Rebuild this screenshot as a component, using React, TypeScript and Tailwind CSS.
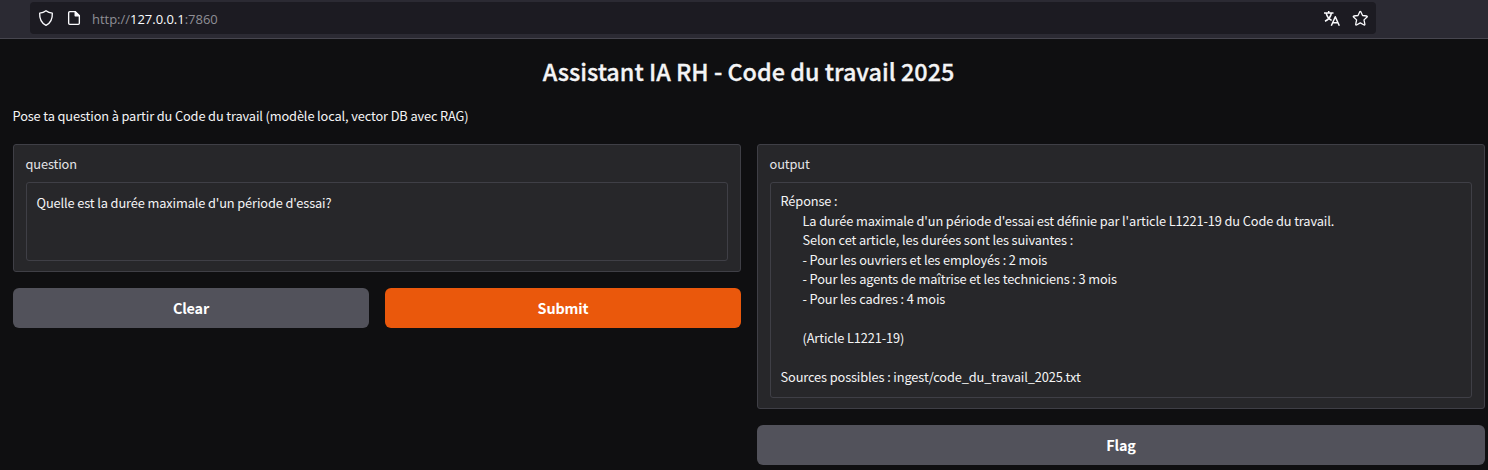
import type { ReactNode } from "react";

function ShieldIcon() {
  return (
    <svg width="16" height="18" viewBox="0 0 16 18" fill="none" stroke="#fbfbfe" strokeWidth="1.35" strokeLinejoin="round">
      <path d="M8 1.7 C9.8 3.1 11.8 3.9 14.3 4.2 C14.6 9.6 12.6 14 8 16.3 C3.4 14 1.4 9.6 1.7 4.2 C4.2 3.9 6.2 3.1 8 1.7 Z" />
    </svg>
  );
}

function PageIcon() {
  return (
    <svg width="14" height="16" viewBox="0 0 14 16" fill="none" stroke="#fbfbfe" strokeWidth="1.35" strokeLinejoin="round">
      <path d="M8.2 1.65 H2.8 Q1.65 1.65 1.65 2.8 V13.2 Q1.65 14.35 2.8 14.35 H11.2 Q12.35 14.35 12.35 13.2 V5.8 Z" />
      <path d="M8.2 1.65 V5.8 H12.35 Z" fill="#fbfbfe" />
    </svg>
  );
}

function TranslateIcon() {
  return (
    <svg width="18" height="17" viewBox="0 0 18 17" fill="none" stroke="#fbfbfe" strokeWidth="1.5">
      <path d="M1 3 H10.5 M5.7 1 V3 M8.4 3 C7.8 6.5 5.6 9.6 2 11.2 M3.2 3.2 C4 6.5 5.8 8.8 8.6 10.4" />
      <path d="M8.3 15.8 L12.3 6.8 L16.3 15.8 M9.7 12.8 H14.9" strokeLinejoin="round" />
    </svg>
  );
}

function StarIcon() {
  return (
    <svg width="17" height="17" viewBox="0 0 17 17" fill="none" stroke="#fbfbfe" strokeWidth="1.3" strokeLinejoin="round">
      <path d="M7.8 1.7 Q8.3 0.9 8.8 1.7 L10.6 5.5 L14.8 6 Q15.7 6.3 15.1 7 L12 9.9 L12.9 14.4 Q12.8 15.2 12.1 15 L8.3 12.9 L4.5 15 Q3.8 15.2 3.7 14.4 L4.6 9.9 L1.5 7 Q0.9 6.3 1.8 6 L6 5.5 Z" />
    </svg>
  );
}

function AddressBar() {
  return (
    <header className="h-[39px] border-b border-[#47464f] bg-[#2b2a33] pt-[2px] pl-[30px]">
      <div className="flex h-8 w-[1346px] items-center rounded bg-[#1c1b22] pr-[7px] pl-2">
        <ShieldIcon />
        <div className="ml-[13px]">
          <PageIcon />
        </div>
        <p className="ml-[11px] pt-[2px] font-['Open_Sans',sans-serif] text-[13px] leading-4 tracking-[-0.02px] text-[#8f8f96]">
          http://<span className="text-[#fbfbfe]">127.0.0.1</span>:7860
        </p>
        <div className="ml-auto flex items-center gap-[11px]">
          <TranslateIcon />
          <StarIcon />
        </div>
      </div>
    </header>
  );
}

function Field({ label, children }: { label: string; children: ReactNode }) {
  return (
    <section className="rounded-[3px] border border-[#3f3f46] bg-[#27272a] px-3 pt-[9px] pb-[10px]">
      <h2 className="-ml-[0.5px] h-7 text-[12.8px] leading-5 tracking-[-0.12px] text-[#e4e4e7]">{label}</h2>
      {children}
    </section>
  );
}

const answer = `Réponse :
        La durée maximale d'un période d'essai est définie par l'article L1221-19 du Code du travail.
        Selon cet article, les durées sont les suivantes :
        - Pour les ouvriers et les employés : 2 mois
        - Pour les agents de maîtrise et les techniciens : 3 mois
        - Pour les cadres : 4 mois

        (Article L1221-19)

Sources possibles : ingest/code_du_travail_2025.txt`;

export default function App() {
  return (
    <div className="h-[470px] overflow-hidden bg-[#0f0f11] font-['Noto_Sans_CJK_SC',sans-serif] text-[#f4f4f5]">
      <AddressBar />
      <main className="pr-[3px] pl-[13px]">
        <h1 className="pt-[16px] pr-px text-center text-[23.4px] leading-8 font-medium [-webkit-text-stroke:0.3px_#f4f4f5]">
          Assistant IA RH - Code du travail 2025
        </h1>
        <p className="mt-[19px] -ml-[0.5px] h-[38px] text-[12.8px] leading-5 tracking-[-0.125px]">
          Pose ta question à partir du Code du travail (modèle local, vector DB avec RAG)
        </p>
        <div className="grid grid-cols-2 items-start gap-4">
          <div>
            <Field label="question">
              <div className="h-[79px] rounded-[3px] border border-[#3f3f46] px-[9.5px] pt-[10px] text-[12.8px] leading-5 tracking-[-0.12px]">
                Quelle est la durée maximale d'un période d'essai?
              </div>
            </Field>
            <div className="mt-4 grid grid-cols-2 gap-4">
              <button className="h-10 rounded-md bg-[#52525b] text-[14.4px] leading-5 font-bold tracking-[-0.15px] text-white">Clear</button>
              <button className="h-10 rounded-md bg-[#ea580c] text-[14.4px] leading-5 font-bold tracking-[-0.15px] text-white">Submit</button>
            </div>
          </div>
          <div>
            <Field label="output">
              <div className="h-[216px] rounded-[3px] border border-[#3f3f46] px-[9.5px] pt-[8px] text-[12.8px] leading-[19.55px] tracking-[-0.12px] whitespace-pre">
                {answer}
              </div>
            </Field>
            <button className="mt-4 h-10 w-full rounded-md bg-[#52525b] text-[14.4px] leading-5 font-bold tracking-[-0.15px] text-white">Flag</button>
          </div>
        </div>
      </main>
    </div>
  );
}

----

→ Short task
Transcribe the full listing character for character. Pictures are excluded.

→ Solution for this exercise
Rebuild this screenshot as a component, using React, TypeScript and Tailwind CSS.
import type { ReactNode } from "react";

function ShieldIcon() {
  return (
    <svg width="16" height="18" viewBox="0 0 16 18" fill="none" stroke="#fbfbfe" strokeWidth="1.35" strokeLinejoin="round">
      <path d="M8 1.7 C9.8 3.1 11.8 3.9 14.3 4.2 C14.6 9.6 12.6 14 8 16.3 C3.4 14 1.4 9.6 1.7 4.2 C4.2 3.9 6.2 3.1 8 1.7 Z" />
    </svg>
  );
}

function PageIcon() {
  return (
    <svg width="14" height="16" viewBox="0 0 14 16" fill="none" stroke="#fbfbfe" strokeWidth="1.35" strokeLinejoin="round">
      <path d="M8.2 1.65 H2.8 Q1.65 1.65 1.65 2.8 V13.2 Q1.65 14.35 2.8 14.35 H11.2 Q12.35 14.35 12.35 13.2 V5.8 Z" />
      <path d="M8.2 1.65 V5.8 H12.35 Z" fill="#fbfbfe" />
    </svg>
  );
}

function TranslateIcon() {
  return (
    <svg width="18" height="17" viewBox="0 0 18 17" fill="none" stroke="#fbfbfe" strokeWidth="1.5">
      <path d="M1 3 H10.5 M5.7 1 V3 M8.4 3 C7.8 6.5 5.6 9.6 2 11.2 M3.2 3.2 C4 6.5 5.8 8.8 8.6 10.4" />
      <path d="M8.3 15.8 L12.3 6.8 L16.3 15.8 M9.7 12.8 H14.9" strokeLinejoin="round" />
    </svg>
  );
}

function StarIcon() {
  return (
    <svg width="17" height="17" viewBox="0 0 17 17" fill="none" stroke="#fbfbfe" strokeWidth="1.3" strokeLinejoin="round">
      <path d="M7.8 1.7 Q8.3 0.9 8.8 1.7 L10.6 5.5 L14.8 6 Q15.7 6.3 15.1 7 L12 9.9 L12.9 14.4 Q12.8 15.2 12.1 15 L8.3 12.9 L4.5 15 Q3.8 15.2 3.7 14.4 L4.6 9.9 L1.5 7 Q0.9 6.3 1.8 6 L6 5.5 Z" />
    </svg>
  );
}

function AddressBar() {
  return (
    <header className="h-[39px] border-b border-[#47464f] bg-[#2b2a33] pt-[2px] pl-[30px]">
      <div className="flex h-8 w-[1346px] items-center rounded bg-[#1c1b22] pr-[7px] pl-2">
        <ShieldIcon />
        <div className="ml-[13px]">
          <PageIcon />
        </div>
        <p className="ml-[11px] pt-[2px] font-['Open_Sans',sans-serif] text-[13px] leading-4 tracking-[-0.02px] text-[#8f8f96]">
          http://<span className="text-[#fbfbfe]">127.0.0.1</span>:7860
        </p>
        <div className="ml-auto flex items-center gap-[11px]">
          <TranslateIcon />
          <StarIcon />
        </div>
      </div>
    </header>
  );
}

function Field({ label, children }: { label: string; children: ReactNode }) {
  return (
    <section className="rounded-[3px] border border-[#3f3f46] bg-[#27272a] px-3 pt-[9px] pb-[10px]">
      <h2 className="-ml-[0.5px] h-7 text-[12.8px] leading-5 tracking-[-0.12px] text-[#e4e4e7]">{label}</h2>
      {children}
    </section>
  );
}

const answer = `Réponse :
        La durée maximale d'un période d'essai est définie par l'article L1221-19 du Code du travail.
        Selon cet article, les durées sont les suivantes :
        - Pour les ouvriers et les employés : 2 mois
        - Pour les agents de maîtrise et les techniciens : 3 mois
        - Pour les cadres : 4 mois

        (Article L1221-19)

Sources possibles : ingest/code_du_travail_2025.txt`;

export default function App() {
  return (
    <div className="h-[470px] overflow-hidden bg-[#0f0f11] font-['Noto_Sans_CJK_SC',sans-serif] text-[#f4f4f5]">
      <AddressBar />
      <main className="pr-[3px] pl-[13px]">
        <h1 className="pt-[16px] pr-px text-center text-[23.4px] leading-8 font-medium [-webkit-text-stroke:0.3px_#f4f4f5]">
          Assistant IA RH - Code du travail 2025
        </h1>
        <p className="mt-[19px] -ml-[0.5px] h-[38px] text-[12.8px] leading-5 tracking-[-0.125px]">
          Pose ta question à partir du Code du travail (modèle local, vector DB avec RAG)
        </p>
        <div className="grid grid-cols-2 items-start gap-4">
          <div>
            <Field label="question">
              <div className="h-[79px] rounded-[3px] border border-[#3f3f46] px-[9.5px] pt-[10px] text-[12.8px] leading-5 tracking-[-0.12px]">
                Quelle est la durée maximale d'un période d'essai?
              </div>
            </Field>
            <div className="mt-4 grid grid-cols-2 gap-4">
              <button className="h-10 rounded-md bg-[#52525b] text-[14.4px] leading-5 font-bold tracking-[-0.15px] text-white">Clear</button>
              <button className="h-10 rounded-md bg-[#ea580c] text-[14.4px] leading-5 font-bold tracking-[-0.15px] text-white">Submit</button>
            </div>
          </div>
          <div>
            <Field label="output">
              <div className="h-[216px] rounded-[3px] border border-[#3f3f46] px-[9.5px] pt-[8px] text-[12.8px] leading-[19.55px] tracking-[-0.12px] whitespace-pre">
                {answer}
              </div>
            </Field>
            <button className="mt-4 h-10 w-full rounded-md bg-[#52525b] text-[14.4px] leading-5 font-bold tracking-[-0.15px] text-white">Flag</button>
          </div>
        </div>
      </main>
    </div>
  );
}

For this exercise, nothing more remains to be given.